The home automation industry abandoned its original goal of making things simpler loooooong ago. Now, everyone's just racing to design the most ostentatious devices they can—like Savant's Virtual Control, which gives your entire house a per-room touch interface.
The concept of Savant's system is similar to the iffy Domia X10 lighting controller we saw a few years ago: it takes an image of a room, and triggers certain commands when an item, like a light or a TV, is touched onscreen. This difference is, instead of relying on a programmable touch layer placed over a static photograph, Savant's Virtual Control (a temporary name, by the way) actually displays a dynamic digital photo of a room—or really, lots of rooms—which doesn't just control the various parts of your automated home; it reflects their states.

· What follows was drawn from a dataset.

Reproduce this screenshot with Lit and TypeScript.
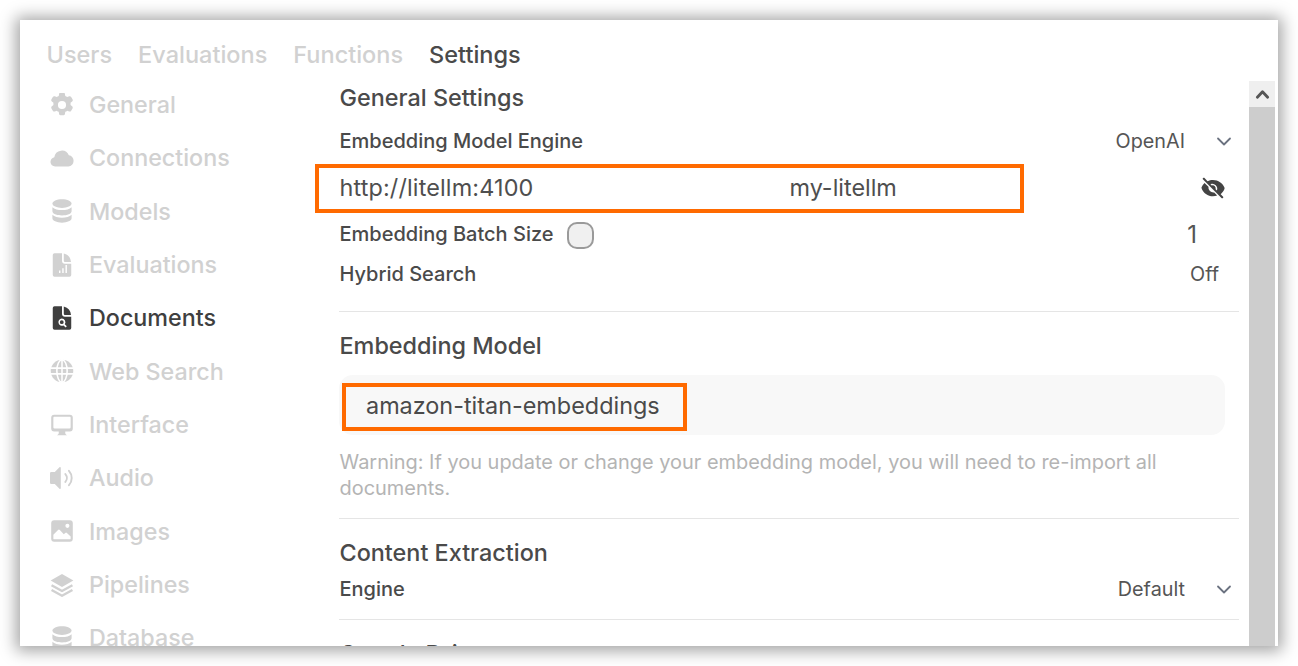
import { LitElement, html, css, svg } from "lit";
import { customElement } from "lit/decorators.js";

const icons: Record<string, unknown> = {
  gear: svg`<g transform="translate(10 10) scale(1.13) translate(-10 -10)"><path fill-rule="evenodd" d="M7.84 1.8A1.2 1.2 0 0 1 9 .8h2a1.2 1.2 0 0 1 1.16 1l.25 1.5c.53.2 1.02.48 1.46.83l1.43-.54a1.2 1.2 0 0 1 1.46.52l1 1.74a1.2 1.2 0 0 1-.3 1.52l-1.17.97a6.1 6.1 0 0 1 0 1.68l1.17.97c.45.37.57 1 .3 1.52l-1 1.74a1.2 1.2 0 0 1-1.46.52l-1.43-.54c-.44.35-.93.63-1.46.83l-.25 1.5a1.2 1.2 0 0 1-1.16 1H9a1.2 1.2 0 0 1-1.16-1l-.25-1.5a6 6 0 0 1-1.46-.83l-1.43.54a1.2 1.2 0 0 1-1.46-.52l-1-1.74a1.2 1.2 0 0 1 .3-1.52l1.17-.97a6.1 6.1 0 0 1 0-1.68L2.54 7.37a1.2 1.2 0 0 1-.3-1.52l1-1.74a1.2 1.2 0 0 1 1.46-.52l1.43.54c.44-.35.93-.63 1.46-.83l.25-1.5ZM10 13a3 3 0 1 0 0-6 3 3 0 0 0 0 6Z"/></g>`,
  cloud: svg`<path d="M.4 13.600A4.300 4.300 0 0 1 3.600 9.300a6.300 6.300 0 0 1 12.100-1.500 4.300 4.300 0 0 1 3.900 4.700 4.300 4.300 0 0 1-4.300 4.500H4.500A4 4 0 0 1 .4 13.600Z"/>`,
  db: svg`<path d="M10 .2c4.400 0 8 1.600 8 3.600 0 2-3.600 3.600-8 3.600S2 5.800 2 3.800C2 1.800 5.600.2 10 .2Z"/><path d="M2 6.800c1.600 1.600 4.600 2.400 8 2.400s6.400-.8 8-2.400v3.400c0 2-3.600 3.500-8 3.500s-8-1.500-8-3.500Z"/><path d="M2 13.200c1.600 1.600 4.600 2.400 8 2.400s6.400-.8 8-2.400v2.900c0 2-3.600 3.600-8 3.600s-8-1.600-8-3.600Z"/>`,
  chart: svg`<path fill-rule="evenodd" d="M3.800.2A1.500 1.500 0 0 0 2.300 1.700v16.600a1.500 1.500 0 0 0 1.500 1.500h12.400a1.500 1.500 0 0 0 1.500-1.500V9h-5.200A2.500 2.500 0 0 1 10 6.500V.2H3.800ZM7.500 14.500h1.200v2.200H7.500v-2.200Zm2.700-1.800h1.200v4h-1.200v-4Zm2.700-2.600h1.200v6.600h-1.200v-6.600Z"/><path d="M11.500.4v6.100a1 1 0 0 0 1 1h5a8 8 0 0 0-6-7.100Z"/>`,
  docSearch: svg`<path fill-rule="evenodd" d="M3.800.2A1.500 1.500 0 0 0 2.300 1.700v16.600a1.500 1.500 0 0 0 1.500 1.500h12.400a1.500 1.500 0 0 0 1.500-1.500V9h-5.200A2.500 2.500 0 0 1 10 6.500V.2H3.800ZM9.800 10.500a3 3 0 0 1 2.500 4.700l1.700 1.700-1 1-1.700-1.700a3 3 0 1 1-1.500-5.700Zm0 1.400a1.600 1.600 0 1 0 0 3.200 1.600 1.600 0 0 0 0-3.200Z"/><path d="M11.500.4v6.100a1 1 0 0 0 1 1h5a8 8 0 0 0-6-7.100Z"/>`,
  globe: svg`<circle cx="10" cy="10" r="9.400"/><g fill="none" stroke="#fff" stroke-width="1.300"><path d="M.6 7.600h18.800M.6 12.400h18.800M10 .6v18.800"/><ellipse cx="10" cy="10" rx="4.300" ry="9.400"/></g>`,
  monitor: svg`<path fill-rule="evenodd" d="M3.500 1.400A2.500 2.500 0 0 0 1 3.900v9A2.500 2.500 0 0 0 3.500 15.400h3.800v1.300c0 .5-.2.900-.6 1.200l-.9.700h8.400l-.9-.7c-.4-.3-.6-.7-.6-1.200v-1.300h3.800a2.500 2.500 0 0 0 2.500-2.500v-9a2.500 2.500 0 0 0-2.500-2.500H3.500Zm0 1.800h13a.7.7 0 0 1 .7.7v8a1 1 0 0 1-1 1H3.800a1 1 0 0 1-1-1v-8a.7.7 0 0 1 .7-.7Z"/>`,
  speaker: svg`<path d="M9 1.500v17c0 .6-.7.900-1.100.5L4 15h-3a1 1 0 0 1-1-1V6a1 1 0 0 1 1-1h3l3.900-4c.4-.4 1.100-.1 1.100.5Z"/><path fill="none" stroke="currentColor" stroke-width="1.600" stroke-linecap="round" d="M12.800 6.700a5 5 0 0 1 0 6.600M15.800 4a9 9 0 0 1 0 12"/>`,
  image: svg`<path fill-rule="evenodd" d="M3.500 1A2.500 2.500 0 0 0 1 3.500v13A2.500 2.500 0 0 0 3.500 19h13a2.500 2.500 0 0 0 2.500-2.500v-13A2.500 2.500 0 0 0 16.500 1h-13Zm11 3a1.700 1.700 0 1 1 0 3.400 1.700 1.700 0 0 1 0-3.400ZM2.800 16.200v-3l3.900-4a1 1 0 0 1 1.500 0l3.300 3.500 1.200-1.100a1 1 0 0 1 1.400 0l3.100 2.900v1.700a.7.700 0 0 1-.7.700H3.500a.7.700 0 0 1-.7-.7Z"/>`,
  layers: svg`<path d="M10 .8 19.500 6.200 10 11.600.5 6.200Z"/><path fill="none" stroke="currentColor" stroke-width="2" stroke-linejoin="round" d="M1.300 10.200 10 15 18.700 10.200M1.300 14.200 10 19 18.700 14.200"/>`,
};

const nav: [string, string, boolean?][] = [
  ["General", "gear"],
  ["Connections", "cloud"],
  ["Models", "db"],
  ["Evaluations", "chart"],
  ["Documents", "docSearch", true],
  ["Web Search", "globe"],
  ["Interface", "monitor"],
  ["Audio", "speaker"],
  ["Images", "image"],
  ["Pipelines", "layers"],
  ["Database", "db"],
];

const chevron = html`<svg class="chev" viewBox="0 0 16 16" fill="none" stroke="#6b7280" stroke-width="1.800" stroke-linecap="round" stroke-linejoin="round"><path d="M2 5.500 8 11.500l6-6"/></svg>`;

@customElement("app-root")
export class AppRoot extends LitElement {
  static styles = css`
    :host { display: block; width: 1298px; height: 666px; background: #fff; font-family: Inter, "Liberation Sans", sans-serif; color: #4b4b4b; overflow: hidden; }
    .frame { padding: 20px; box-sizing: border-box; width: 1298px; height: 666px; }
    .card { position: relative; width: 1258px; height: 626px; background: #fff; overflow: hidden; }
    .shadow { width: 1258px; height: 626px; box-shadow: 0 1px 15px 4px rgba(0,0,0,.36); }
    .tabs { display: flex; gap: 26px; padding: 21px 0 0 26.500px; height: 61px; box-sizing: border-box; font-size: 23.500px; line-height: 28px; color: #d1d1d1; font-weight: 500; }
    .tabs .on { color: #4a4a4a; }
    .body { display: flex; height: 565px; padding-right: 3px; }
    .side { width: 319px; flex: none; padding: 0 0 0 30px; box-sizing: border-box; display: flex; flex-direction: column; margin-top: -3px; }
    .nav { display: flex; align-items: center; gap: 15px; height: 53.340px; flex: none; font-size: 23.300px; font-weight: 500; color: #d1d1d1; }
    .nav.on { color: #3f3f3f; }
    .nav svg { width: 24px; height: 24px; flex: none; fill: currentColor; }
    .main { flex: 1; min-width: 0; padding-right: 10px; overflow: hidden; }
    .title { font-size: 23.400px; font-weight: 500; line-height: 28px; color: #4a4a4a; padding-left: .5px; }
    .row { display: flex; align-items: center; justify-content: space-between; font-size: 20px; font-weight: 500; color: #4a4a4a; height: 30px; padding-left: .5px; }
    .val { font-size: 19.800px; font-weight: 400; color: #555; display: flex; align-items: center; }
    .chev { width: 16px; height: 16px; margin: 0 7px 0 31px; }
    .conn { display: flex; align-items: center; height: 47px; font-size: 23.400px; font-weight: 400; color: #4f4f4f; padding-left: .5px; }
    .conn .u { width: 450px; letter-spacing: .15px; }
    .conn .eye { width: 26px; height: 26px; margin-left: auto; margin-right: 13px; fill: #444; }
    .tg { display: flex; align-items: center; }
    .toggle { display: block; width: 27px; height: 27px; border: 2px solid #9a9a9a; border-radius: 10px; background: #f0f0f0; box-sizing: border-box; margin: 2px 0 0 13px; }
    .one { margin-right: 42px; font-size: 24px; }
    .off { margin-right: 20px; }
    hr { border: 0; border-top: 1px solid #e5e5e5; margin: 0; }
    .input { width: 886px; height: 60px; border-radius: 14px; background: #f8f8f8; display: flex; align-items: center; padding-left: 27px; box-sizing: border-box; font-size: 23.400px; color: #4a4a4a; }
    .warn { font-size: 19.950px; line-height: 26px; color: #b4b4b4; width: 886px; padding-left: .5px; box-sizing: border-box; }
    .scroll { width: 26px; flex: none; background: #cdcdcd; }
    .up { height: 26px; background: #efefef; display: flex; align-items: center; justify-content: center; }
    .up svg { width: 15px; height: 15px; }
    .mark { position: absolute; border: 4px solid #ff6a00; box-sizing: border-box; pointer-events: none; }
    .m1 { left: 295px; top: 144px; width: 709px; height: 49px; }
    .m2 { left: 322px; top: 363px; width: 345px; height: 48px; }
    .mt3 { margin-top: 3px; } .mt7 { margin-top: 7px; } .mt8 { margin-top: 8px; } .mt10 { margin-top: 10px; } .mt14 { margin-top: 14px; }
    .mt15 { margin-top: 15px; } .mt17 { margin-top: 17px; } .mt20 { margin-top: 20px; } .mt22 { margin-top: 22px; }
  `;

  render() {
    return html`<div class="frame"><div class="shadow"><div class="card">
      <div class="tabs"><span>Users</span><span>Evaluations</span><span>Functions</span><span class="on">Settings</span></div>
      <div class="body">
        <div class="side">
          ${nav.map(([label, ic, on]) => html`<div class="nav ${on ? "on" : ""}"><svg viewBox="0 0 20 20">${icons[ic]}</svg><span>${label}</span></div>`)}
        </div>
        <div class="main">
          <div class="title mt3">General Settings</div>
          <div class="row mt14">Embedding Model Engine<span class="val">OpenAI${chevron}</span></div>
          <div class="conn mt8"><span class="u">http://litellm:4100</span><span>my-litellm</span>
            <svg class="eye" viewBox="0 0 20 20"><path fill-rule="evenodd" d="M3.300 2.200a.8.800 0 0 0-1.100 1.100l14.500 14.500a.8.800 0 0 0 1.100-1.100l-1.900-1.900c1.300-1.100 2.300-2.500 2.900-4a1.800 1.800 0 0 0 0-1.200C17.500 6.300 14 3.800 10 3.800c-1.500 0-2.900.3-4.200 1L3.300 2.200ZM8 7l1 1a2.400 2.400 0 0 1 3 3l1 1A3.900 3.900 0 0 0 8 7Z"/><path d="M1.200 9.400c.5-1.300 1.300-2.400 2.300-3.300l3 3a3.900 3.900 0 0 0 4.400 4.400l2.300 2.300c-1 .4-2.100.6-3.200.6-4 0-7.500-2.500-8.800-6.200a1.800 1.800 0 0 1 0-.8Z"/></svg></div>
          <div class="row mt8"><span class="tg">Embedding Batch Size<span class="toggle"></span></span><span class="val one">1</span></div>
          <div class="row mt10">Hybrid Search<span class="val off">Off</span></div>
          <hr class="mt22" />
          <div class="title mt20">Embedding Model</div>
          <div class="input mt15">amazon-titan-embeddings</div>
          <div class="warn mt14">Warning: If you update or change your embedding model, you will need to re-import all documents.</div>
          <hr class="mt17" />
          <div class="title mt20">Content Extraction</div>
          <div class="row mt7">Engine<span class="val">Default${chevron}</span></div>
          <hr class="mt15" />
          <div class="title mt20">Google Drive</div>
        </div>
        <div class="scroll"><div class="up"><svg viewBox="0 0 16 16" fill="none" stroke="#555" stroke-width="3" stroke-linecap="round" stroke-linejoin="round"><path d="M2.500 11 8 5l5.500 6"/></svg></div></div>
      </div>
      <div class="mark m1"></div>
      <div class="mark m2"></div>
    </div></div></div>`;
  }
}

For example, if you switch off a light in your billiards room, (which you have, because you're clearly an extremely rich person), the light pictured on your Virtual Control will go dark too. A simple finger swipe takes you to another room—say, a your private library—so you can spin up your antique gramophone, or whatever.
There's no special tech voodoo here, just a bunch of preloaded image data, which Savant will send a photographer to collect and curate for you. And weirdly, although the system seems to be intended to manage your whole house, its 9-inch base station is tethered to one place by power and ethernet cables. So there's that. [CEPro]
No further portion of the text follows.